I tempi della Conferenza non dovranno essere più lunghi di alcuni mesi: è indispensabile infatti che l’intero processo di riforma dei Trattati possa essere concluso a metà legislatura del Parlamento e della Commissione, nella primavera del 2022, per fare in modo che la seconda metà della legislatura possa già svolgersi nel nuovo quadro. La questione dei tempi e del calendario dei lavori è essenziale: la storia del processo europeo ci insegna che fissare in modo vincolante una road map precisa è una condizione sine qua non per il successo di un’iniziativa; viceversa molte riforme sono deragliate o finite nel nulla proprio perché non c’era stata la possibilità o la volontà di fissare scadenze vincolanti.

A. Obiettivi e contenuti della Conferenza

La Conferenza sarà l’Assise in cui poter affrontare le due questioni fondamentali per il futuro dell’Europa: quali politiche si ritiene debbano essere governate a livello europeo, e quale ruolo gli Europei vogliono assumere a livello globale, e quindi che tipo di attore internazionale ritengono l’Europa debba diventare.

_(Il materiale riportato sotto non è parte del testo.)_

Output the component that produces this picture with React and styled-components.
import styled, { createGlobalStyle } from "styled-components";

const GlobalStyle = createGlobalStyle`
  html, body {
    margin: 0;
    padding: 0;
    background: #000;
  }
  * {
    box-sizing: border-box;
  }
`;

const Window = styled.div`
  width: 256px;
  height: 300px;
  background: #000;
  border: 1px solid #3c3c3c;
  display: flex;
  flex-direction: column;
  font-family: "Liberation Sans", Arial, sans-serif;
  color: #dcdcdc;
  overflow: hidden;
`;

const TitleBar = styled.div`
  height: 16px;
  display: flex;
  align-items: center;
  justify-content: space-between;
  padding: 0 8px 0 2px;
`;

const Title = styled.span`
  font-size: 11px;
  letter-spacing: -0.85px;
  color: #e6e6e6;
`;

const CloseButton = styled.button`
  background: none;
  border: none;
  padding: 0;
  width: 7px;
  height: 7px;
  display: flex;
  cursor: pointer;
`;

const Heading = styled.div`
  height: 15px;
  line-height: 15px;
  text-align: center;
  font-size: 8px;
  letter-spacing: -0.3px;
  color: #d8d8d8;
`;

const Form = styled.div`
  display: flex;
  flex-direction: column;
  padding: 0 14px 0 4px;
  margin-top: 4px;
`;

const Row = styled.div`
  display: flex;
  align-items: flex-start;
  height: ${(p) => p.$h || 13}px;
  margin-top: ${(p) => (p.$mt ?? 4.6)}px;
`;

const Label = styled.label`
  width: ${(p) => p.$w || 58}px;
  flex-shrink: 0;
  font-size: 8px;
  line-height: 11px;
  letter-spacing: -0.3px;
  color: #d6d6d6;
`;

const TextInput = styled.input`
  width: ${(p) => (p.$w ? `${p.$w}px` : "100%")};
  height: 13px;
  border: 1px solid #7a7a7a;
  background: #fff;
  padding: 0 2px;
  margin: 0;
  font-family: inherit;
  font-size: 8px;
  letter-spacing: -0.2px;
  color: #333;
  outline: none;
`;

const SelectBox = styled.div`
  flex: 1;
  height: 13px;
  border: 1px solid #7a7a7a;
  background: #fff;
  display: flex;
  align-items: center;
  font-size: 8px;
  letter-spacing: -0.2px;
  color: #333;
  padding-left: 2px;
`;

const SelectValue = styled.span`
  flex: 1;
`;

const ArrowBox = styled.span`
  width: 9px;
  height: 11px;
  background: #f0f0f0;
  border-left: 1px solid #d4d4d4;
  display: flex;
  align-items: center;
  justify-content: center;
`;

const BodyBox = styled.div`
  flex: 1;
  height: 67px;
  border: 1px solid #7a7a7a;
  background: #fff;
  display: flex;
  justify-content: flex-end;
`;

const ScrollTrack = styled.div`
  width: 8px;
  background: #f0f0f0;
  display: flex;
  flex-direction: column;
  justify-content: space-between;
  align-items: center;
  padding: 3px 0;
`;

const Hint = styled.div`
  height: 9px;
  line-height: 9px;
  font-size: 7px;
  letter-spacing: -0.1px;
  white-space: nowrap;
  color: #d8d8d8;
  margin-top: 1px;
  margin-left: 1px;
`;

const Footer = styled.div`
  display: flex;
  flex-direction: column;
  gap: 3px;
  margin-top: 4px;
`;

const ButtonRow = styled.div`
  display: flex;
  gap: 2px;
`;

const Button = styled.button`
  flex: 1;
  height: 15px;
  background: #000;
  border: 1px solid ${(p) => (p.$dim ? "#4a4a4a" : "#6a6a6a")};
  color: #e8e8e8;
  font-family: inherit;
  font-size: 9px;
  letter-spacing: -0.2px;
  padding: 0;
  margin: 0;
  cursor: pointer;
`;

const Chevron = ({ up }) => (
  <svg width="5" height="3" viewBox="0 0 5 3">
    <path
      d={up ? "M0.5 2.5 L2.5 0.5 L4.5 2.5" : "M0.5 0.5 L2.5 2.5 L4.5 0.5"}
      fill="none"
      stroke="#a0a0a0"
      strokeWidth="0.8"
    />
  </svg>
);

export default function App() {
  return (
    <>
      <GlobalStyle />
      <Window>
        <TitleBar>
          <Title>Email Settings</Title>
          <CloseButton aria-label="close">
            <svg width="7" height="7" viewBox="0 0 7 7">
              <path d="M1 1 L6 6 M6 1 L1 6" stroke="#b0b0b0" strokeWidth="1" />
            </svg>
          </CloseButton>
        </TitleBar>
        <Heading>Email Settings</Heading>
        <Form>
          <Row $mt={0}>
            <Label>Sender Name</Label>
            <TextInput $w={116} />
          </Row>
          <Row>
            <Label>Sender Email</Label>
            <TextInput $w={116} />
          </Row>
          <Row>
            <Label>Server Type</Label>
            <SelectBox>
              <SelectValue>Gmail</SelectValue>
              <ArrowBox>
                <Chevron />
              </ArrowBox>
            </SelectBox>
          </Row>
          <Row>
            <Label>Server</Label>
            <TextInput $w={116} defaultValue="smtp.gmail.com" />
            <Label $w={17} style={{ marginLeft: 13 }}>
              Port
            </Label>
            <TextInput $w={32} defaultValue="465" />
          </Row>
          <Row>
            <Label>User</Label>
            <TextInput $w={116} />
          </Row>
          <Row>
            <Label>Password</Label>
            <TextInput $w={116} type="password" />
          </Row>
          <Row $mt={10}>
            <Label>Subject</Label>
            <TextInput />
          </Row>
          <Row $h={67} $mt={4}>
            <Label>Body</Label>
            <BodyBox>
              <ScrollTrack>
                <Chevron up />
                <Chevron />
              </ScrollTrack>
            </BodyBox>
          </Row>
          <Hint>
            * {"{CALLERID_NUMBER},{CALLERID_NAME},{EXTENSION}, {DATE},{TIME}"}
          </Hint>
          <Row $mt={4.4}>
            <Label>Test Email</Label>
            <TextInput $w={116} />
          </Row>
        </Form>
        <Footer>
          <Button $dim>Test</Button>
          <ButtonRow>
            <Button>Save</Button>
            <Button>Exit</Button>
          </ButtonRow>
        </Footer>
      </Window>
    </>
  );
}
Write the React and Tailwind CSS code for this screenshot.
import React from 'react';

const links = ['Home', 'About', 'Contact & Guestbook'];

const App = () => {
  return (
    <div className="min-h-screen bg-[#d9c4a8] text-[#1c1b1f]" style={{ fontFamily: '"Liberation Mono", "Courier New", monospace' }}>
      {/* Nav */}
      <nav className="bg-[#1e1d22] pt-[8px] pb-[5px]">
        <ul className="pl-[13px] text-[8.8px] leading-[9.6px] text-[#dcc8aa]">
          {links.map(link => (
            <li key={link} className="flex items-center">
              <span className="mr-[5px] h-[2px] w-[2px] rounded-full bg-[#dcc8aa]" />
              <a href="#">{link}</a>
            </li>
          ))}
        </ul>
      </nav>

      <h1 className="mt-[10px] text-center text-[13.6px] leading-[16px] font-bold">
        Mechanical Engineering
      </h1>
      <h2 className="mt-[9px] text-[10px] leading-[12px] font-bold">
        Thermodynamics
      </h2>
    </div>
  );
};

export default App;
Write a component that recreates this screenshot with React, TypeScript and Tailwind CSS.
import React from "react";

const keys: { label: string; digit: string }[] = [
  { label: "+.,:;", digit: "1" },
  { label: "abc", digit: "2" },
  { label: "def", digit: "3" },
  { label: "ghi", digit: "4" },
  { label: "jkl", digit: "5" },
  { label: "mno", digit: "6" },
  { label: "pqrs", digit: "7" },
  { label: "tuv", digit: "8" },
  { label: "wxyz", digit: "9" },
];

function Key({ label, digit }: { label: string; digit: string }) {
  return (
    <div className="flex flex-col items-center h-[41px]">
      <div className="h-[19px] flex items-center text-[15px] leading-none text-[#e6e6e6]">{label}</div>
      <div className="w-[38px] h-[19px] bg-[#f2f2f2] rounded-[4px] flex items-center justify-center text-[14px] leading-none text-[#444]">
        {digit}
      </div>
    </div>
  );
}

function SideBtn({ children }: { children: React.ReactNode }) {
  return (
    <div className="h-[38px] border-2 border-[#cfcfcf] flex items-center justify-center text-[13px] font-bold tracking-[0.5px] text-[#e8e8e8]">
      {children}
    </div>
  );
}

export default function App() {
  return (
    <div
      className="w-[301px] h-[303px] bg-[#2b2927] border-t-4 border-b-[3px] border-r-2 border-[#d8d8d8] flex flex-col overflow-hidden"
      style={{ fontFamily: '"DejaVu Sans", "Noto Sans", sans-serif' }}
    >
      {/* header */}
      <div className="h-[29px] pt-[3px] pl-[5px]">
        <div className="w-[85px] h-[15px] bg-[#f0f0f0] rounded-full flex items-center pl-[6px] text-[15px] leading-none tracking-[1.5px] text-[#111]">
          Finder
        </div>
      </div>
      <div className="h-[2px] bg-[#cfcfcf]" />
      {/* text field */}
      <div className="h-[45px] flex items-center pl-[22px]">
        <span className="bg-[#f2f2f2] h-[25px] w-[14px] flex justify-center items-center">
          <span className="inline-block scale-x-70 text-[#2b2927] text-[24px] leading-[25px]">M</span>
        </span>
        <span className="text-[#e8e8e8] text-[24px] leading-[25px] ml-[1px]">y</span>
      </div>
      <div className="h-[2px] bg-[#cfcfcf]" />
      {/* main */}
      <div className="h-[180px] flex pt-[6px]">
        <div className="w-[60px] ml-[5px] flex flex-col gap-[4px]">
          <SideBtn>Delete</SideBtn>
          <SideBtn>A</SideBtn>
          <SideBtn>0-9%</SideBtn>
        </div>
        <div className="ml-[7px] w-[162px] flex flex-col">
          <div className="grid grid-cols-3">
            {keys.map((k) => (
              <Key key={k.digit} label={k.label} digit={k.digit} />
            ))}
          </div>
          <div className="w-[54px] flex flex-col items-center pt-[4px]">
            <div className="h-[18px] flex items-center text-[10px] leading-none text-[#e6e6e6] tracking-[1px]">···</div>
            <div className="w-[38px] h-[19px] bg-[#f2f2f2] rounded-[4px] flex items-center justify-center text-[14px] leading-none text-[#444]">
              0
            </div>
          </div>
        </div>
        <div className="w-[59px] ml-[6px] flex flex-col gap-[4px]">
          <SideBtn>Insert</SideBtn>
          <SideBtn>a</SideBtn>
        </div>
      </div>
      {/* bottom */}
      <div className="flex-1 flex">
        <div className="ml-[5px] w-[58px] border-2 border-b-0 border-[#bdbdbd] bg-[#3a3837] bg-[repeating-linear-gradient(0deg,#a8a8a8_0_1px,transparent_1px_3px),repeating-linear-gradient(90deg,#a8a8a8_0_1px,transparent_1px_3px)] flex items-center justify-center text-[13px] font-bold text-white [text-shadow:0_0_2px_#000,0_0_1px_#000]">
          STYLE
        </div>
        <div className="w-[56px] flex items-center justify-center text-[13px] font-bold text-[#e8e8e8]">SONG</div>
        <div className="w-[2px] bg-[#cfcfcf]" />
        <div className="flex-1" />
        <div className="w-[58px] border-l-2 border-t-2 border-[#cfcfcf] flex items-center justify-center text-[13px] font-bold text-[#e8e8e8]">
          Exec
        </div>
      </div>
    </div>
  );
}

Il consenso condiviso sul primo punto sarà più facile da trovare, perché riguarda temi più abituali per la politica. Il secondo punto, invece, sappiamo che è un nodo più complesso da sciogliere perché va al cuore del problema del modello politico-istituzionale verso cui si ritiene che l’Unione europea debba orientarsi.

Oggi, come abbiamo già analizzato, l’Unione europea è costruita attorno al progetto del Mercato unico ed è strutturata per perseguire nelle altre materie il coordinamento e la cooperazione tra Stati membri sovrani. Questo modello istituzionale non prevede la costruzione di una sovranità europea (l’unica eccezione è costituita dalla moneta) e si accompagna necessariamente ad un’interpretazione del ruolo dell’Europa nel mondo subordinato agli Stati Uniti. Nel mondo di oggi la sua insostenibilità è diventata palese, non solo per i federalisti. Esso infatti impedisce agli europei “di prendere in mano il proprio destino” e rimane ancorato alla visione formatasi nel XX secolo, sulla base di condizioni ormai scomparse. Per questo oggi si parla della necessità di dar vita ad un nuovo “europeismo del XXI secolo” che pensi e costruisca l’Europa come il quadro in cui diventa possibile rispondere alle esigenze di sicurezza e protezione, di benessere e garanzia del futuro, di identità collettiva e di giustizia sociale che i cittadini esprimono. E’ l’idea di dar vita ad un’Europa sovrana, per riprendere il controllo dei processi economici e politici. Noi federalisti sappiamo che questo implica la necessità che l’Europa diventi (finalmente) un’unione politica federale superando la struttura comunitaria definitasi a partire dall’Atto Unico e dal Trattato di Maastricht e a seguito delle ulteriori revisioni di Amsterdam e Lisbona.

La Conferenza deve riuscire a far emergere le diverse visioni, tra chi vuole solo rafforzare il modello esistente (o mantenerlo così come è ora) e chi invece ritiene necessario cambiarlo in modo radicale; si tratta di un passaggio cruciale per poter far avanzare il progetto europeo. L’obiettivo deve essere quello o di costruire una visione comune, oppure di capire come le due diverse posizioni possono convivere in modo sinergico all’interno del quadro dell’UE. A ciò si somma la necessità di chiarire il problema dei rapporti con i paesi che in questo momento non credono più nell’utilità dell’integrazione europea e quindi non solo rifiutano ogni logica di cambiamento nel senso di una maggiore integrazione, ma vogliono addirittura smantellare molte delle istituzioni e delle regole su cui si basa l’Unione europea.